[AVAILABLE RECORDS]:
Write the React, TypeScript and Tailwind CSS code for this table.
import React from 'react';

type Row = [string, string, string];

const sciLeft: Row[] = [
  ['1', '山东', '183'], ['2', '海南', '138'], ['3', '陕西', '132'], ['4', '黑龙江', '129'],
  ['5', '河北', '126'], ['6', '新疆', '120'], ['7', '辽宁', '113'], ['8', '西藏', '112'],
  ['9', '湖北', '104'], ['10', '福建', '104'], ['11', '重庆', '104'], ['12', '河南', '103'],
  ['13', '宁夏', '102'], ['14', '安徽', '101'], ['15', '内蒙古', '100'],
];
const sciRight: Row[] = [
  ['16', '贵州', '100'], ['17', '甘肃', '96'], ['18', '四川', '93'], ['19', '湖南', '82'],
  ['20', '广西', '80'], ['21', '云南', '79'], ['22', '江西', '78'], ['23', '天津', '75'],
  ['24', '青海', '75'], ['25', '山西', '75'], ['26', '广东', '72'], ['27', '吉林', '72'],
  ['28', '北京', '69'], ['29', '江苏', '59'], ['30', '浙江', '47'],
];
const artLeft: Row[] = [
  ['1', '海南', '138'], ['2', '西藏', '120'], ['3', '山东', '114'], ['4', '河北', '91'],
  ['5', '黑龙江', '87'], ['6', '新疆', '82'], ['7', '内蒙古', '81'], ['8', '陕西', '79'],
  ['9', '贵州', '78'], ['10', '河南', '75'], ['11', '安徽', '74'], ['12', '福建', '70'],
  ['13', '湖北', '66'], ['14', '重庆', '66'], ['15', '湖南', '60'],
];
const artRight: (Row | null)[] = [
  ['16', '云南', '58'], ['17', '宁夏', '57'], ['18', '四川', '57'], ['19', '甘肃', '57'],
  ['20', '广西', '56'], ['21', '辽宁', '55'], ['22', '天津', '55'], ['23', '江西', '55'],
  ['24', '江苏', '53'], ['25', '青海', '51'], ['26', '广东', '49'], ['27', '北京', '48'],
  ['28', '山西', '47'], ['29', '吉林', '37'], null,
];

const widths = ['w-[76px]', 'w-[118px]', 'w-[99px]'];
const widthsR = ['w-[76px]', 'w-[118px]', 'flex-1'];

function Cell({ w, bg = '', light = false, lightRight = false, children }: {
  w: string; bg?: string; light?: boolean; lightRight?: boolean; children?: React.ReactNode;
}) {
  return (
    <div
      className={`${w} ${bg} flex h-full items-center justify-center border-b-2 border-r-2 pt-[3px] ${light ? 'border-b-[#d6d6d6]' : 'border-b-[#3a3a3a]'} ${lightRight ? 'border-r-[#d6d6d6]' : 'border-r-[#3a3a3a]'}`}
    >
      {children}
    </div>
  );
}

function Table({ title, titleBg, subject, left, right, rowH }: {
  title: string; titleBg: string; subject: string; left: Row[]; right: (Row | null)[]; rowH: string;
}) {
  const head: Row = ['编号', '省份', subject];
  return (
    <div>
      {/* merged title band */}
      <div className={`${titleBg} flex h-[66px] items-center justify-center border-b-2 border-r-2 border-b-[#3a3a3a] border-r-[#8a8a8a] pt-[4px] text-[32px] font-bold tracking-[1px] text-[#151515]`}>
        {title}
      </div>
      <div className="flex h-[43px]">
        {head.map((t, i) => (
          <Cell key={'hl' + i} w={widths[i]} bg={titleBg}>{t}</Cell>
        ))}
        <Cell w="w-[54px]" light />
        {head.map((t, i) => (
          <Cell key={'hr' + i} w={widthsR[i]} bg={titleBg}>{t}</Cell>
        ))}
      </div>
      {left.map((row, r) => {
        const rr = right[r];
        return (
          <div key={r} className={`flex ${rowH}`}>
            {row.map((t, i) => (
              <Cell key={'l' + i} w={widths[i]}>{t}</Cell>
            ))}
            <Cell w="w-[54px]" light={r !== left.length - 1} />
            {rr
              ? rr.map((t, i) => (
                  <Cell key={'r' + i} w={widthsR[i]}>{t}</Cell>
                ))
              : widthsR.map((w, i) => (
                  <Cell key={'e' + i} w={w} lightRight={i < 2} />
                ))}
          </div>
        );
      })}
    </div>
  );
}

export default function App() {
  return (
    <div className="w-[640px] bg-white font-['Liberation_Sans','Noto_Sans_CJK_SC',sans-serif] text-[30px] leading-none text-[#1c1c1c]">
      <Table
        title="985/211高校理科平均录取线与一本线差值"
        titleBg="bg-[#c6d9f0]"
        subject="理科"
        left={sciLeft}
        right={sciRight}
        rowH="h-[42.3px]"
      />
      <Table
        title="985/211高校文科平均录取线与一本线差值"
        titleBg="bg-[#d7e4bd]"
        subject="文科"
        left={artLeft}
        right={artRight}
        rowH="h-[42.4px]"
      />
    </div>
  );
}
==
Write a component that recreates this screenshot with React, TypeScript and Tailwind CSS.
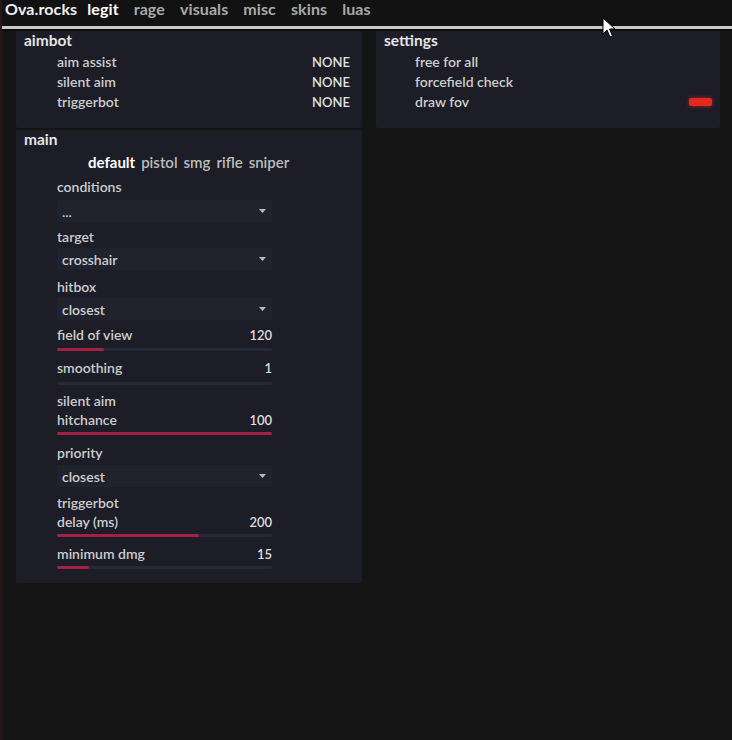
--
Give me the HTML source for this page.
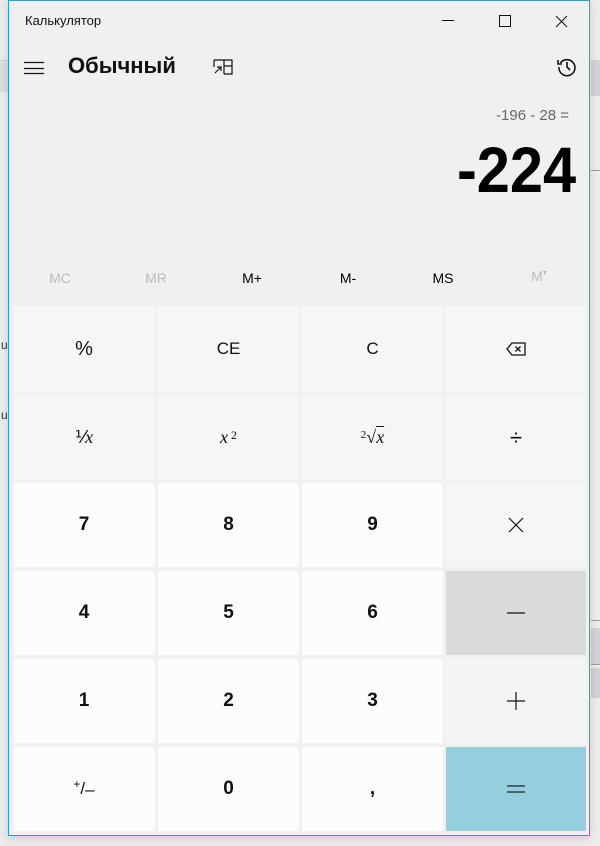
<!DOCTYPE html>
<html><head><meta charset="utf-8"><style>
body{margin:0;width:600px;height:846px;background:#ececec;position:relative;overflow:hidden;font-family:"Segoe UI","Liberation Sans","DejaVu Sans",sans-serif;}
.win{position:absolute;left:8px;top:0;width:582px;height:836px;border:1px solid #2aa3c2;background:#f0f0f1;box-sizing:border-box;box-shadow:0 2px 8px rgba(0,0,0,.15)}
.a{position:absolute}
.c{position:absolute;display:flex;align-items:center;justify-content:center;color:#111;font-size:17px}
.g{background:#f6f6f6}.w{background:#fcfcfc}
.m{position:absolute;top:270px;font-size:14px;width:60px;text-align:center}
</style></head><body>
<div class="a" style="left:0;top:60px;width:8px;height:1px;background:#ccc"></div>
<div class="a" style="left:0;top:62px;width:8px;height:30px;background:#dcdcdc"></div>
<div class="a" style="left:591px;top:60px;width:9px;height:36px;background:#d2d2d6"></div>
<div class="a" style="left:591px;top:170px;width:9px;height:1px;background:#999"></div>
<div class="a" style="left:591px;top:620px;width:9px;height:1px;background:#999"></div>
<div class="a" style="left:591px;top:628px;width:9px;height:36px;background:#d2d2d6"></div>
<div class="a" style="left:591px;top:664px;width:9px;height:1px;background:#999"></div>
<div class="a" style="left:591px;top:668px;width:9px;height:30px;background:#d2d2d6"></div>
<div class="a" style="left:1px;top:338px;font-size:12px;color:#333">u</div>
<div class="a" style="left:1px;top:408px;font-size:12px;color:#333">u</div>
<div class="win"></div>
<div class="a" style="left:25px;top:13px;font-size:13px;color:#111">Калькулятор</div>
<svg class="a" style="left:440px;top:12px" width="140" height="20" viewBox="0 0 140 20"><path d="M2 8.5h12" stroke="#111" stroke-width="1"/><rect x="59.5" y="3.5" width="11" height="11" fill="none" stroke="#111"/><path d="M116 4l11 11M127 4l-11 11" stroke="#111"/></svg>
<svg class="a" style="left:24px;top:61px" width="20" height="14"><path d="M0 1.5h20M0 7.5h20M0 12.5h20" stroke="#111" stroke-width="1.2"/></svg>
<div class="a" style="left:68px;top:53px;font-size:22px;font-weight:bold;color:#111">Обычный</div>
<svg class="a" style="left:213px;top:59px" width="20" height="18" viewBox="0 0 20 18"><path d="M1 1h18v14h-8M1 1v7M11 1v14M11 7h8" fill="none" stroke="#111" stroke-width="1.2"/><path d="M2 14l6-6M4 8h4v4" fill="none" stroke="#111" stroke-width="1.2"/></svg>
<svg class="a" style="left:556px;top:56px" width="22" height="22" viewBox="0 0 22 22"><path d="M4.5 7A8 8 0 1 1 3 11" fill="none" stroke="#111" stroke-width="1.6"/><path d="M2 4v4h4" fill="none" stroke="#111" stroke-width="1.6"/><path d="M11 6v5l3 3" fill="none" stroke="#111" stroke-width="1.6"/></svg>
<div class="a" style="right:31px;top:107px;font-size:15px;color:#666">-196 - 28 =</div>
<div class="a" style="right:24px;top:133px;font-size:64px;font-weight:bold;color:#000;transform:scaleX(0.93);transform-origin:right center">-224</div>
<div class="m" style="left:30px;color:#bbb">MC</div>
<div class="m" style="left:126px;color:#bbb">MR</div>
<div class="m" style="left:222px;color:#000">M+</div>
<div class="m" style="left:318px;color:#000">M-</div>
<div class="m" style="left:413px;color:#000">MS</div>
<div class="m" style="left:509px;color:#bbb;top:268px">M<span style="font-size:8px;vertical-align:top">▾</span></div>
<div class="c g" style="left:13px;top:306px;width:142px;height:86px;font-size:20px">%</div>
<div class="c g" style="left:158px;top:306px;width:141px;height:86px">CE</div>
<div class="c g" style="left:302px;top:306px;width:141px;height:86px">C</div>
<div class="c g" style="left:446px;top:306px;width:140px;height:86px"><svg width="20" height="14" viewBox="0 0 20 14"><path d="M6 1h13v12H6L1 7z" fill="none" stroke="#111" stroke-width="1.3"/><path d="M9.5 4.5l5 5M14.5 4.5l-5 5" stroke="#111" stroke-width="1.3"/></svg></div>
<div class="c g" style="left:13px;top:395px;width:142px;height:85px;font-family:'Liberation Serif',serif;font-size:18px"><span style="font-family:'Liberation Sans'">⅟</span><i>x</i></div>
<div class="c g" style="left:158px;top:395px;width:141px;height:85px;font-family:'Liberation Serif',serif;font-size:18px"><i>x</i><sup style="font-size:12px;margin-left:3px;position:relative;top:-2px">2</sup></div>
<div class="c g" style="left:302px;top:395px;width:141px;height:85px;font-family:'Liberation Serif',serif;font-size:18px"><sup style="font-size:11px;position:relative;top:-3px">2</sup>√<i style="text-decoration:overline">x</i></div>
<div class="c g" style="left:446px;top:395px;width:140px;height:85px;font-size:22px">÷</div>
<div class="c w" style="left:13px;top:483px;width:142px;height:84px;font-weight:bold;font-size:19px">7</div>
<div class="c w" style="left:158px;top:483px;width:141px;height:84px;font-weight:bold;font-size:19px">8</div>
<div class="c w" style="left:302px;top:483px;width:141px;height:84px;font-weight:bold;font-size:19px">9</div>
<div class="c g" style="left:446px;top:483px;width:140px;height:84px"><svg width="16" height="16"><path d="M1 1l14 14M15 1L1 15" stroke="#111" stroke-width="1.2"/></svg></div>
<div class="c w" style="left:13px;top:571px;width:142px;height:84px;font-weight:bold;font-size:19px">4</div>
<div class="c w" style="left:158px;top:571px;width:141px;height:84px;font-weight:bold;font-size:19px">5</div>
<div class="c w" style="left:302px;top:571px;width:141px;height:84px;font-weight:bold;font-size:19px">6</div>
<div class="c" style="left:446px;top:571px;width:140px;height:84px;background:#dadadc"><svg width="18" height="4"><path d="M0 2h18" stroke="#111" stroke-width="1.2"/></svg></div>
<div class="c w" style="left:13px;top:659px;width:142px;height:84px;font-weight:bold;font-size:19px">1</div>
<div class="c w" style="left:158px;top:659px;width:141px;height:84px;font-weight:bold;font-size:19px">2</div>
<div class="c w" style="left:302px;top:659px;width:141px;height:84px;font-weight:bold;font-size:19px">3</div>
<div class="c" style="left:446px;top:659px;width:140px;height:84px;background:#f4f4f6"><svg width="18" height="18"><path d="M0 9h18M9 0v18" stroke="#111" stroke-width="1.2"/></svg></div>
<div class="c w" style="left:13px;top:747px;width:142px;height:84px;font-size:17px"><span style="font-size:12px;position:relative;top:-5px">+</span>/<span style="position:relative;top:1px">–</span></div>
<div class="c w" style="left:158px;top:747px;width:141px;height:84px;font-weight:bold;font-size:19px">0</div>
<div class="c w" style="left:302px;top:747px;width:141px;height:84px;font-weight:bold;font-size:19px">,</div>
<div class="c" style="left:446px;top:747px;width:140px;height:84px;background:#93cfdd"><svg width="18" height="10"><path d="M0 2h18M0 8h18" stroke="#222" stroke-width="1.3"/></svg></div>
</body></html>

[REQUEST]:
Identify which lines contain the word "TypeScript" and copy each one.

[OUTPUT BELOW]:
Write the React, TypeScript and Tailwind CSS code for this table.
Write a component that recreates this screenshot with React, TypeScript and Tailwind CSS.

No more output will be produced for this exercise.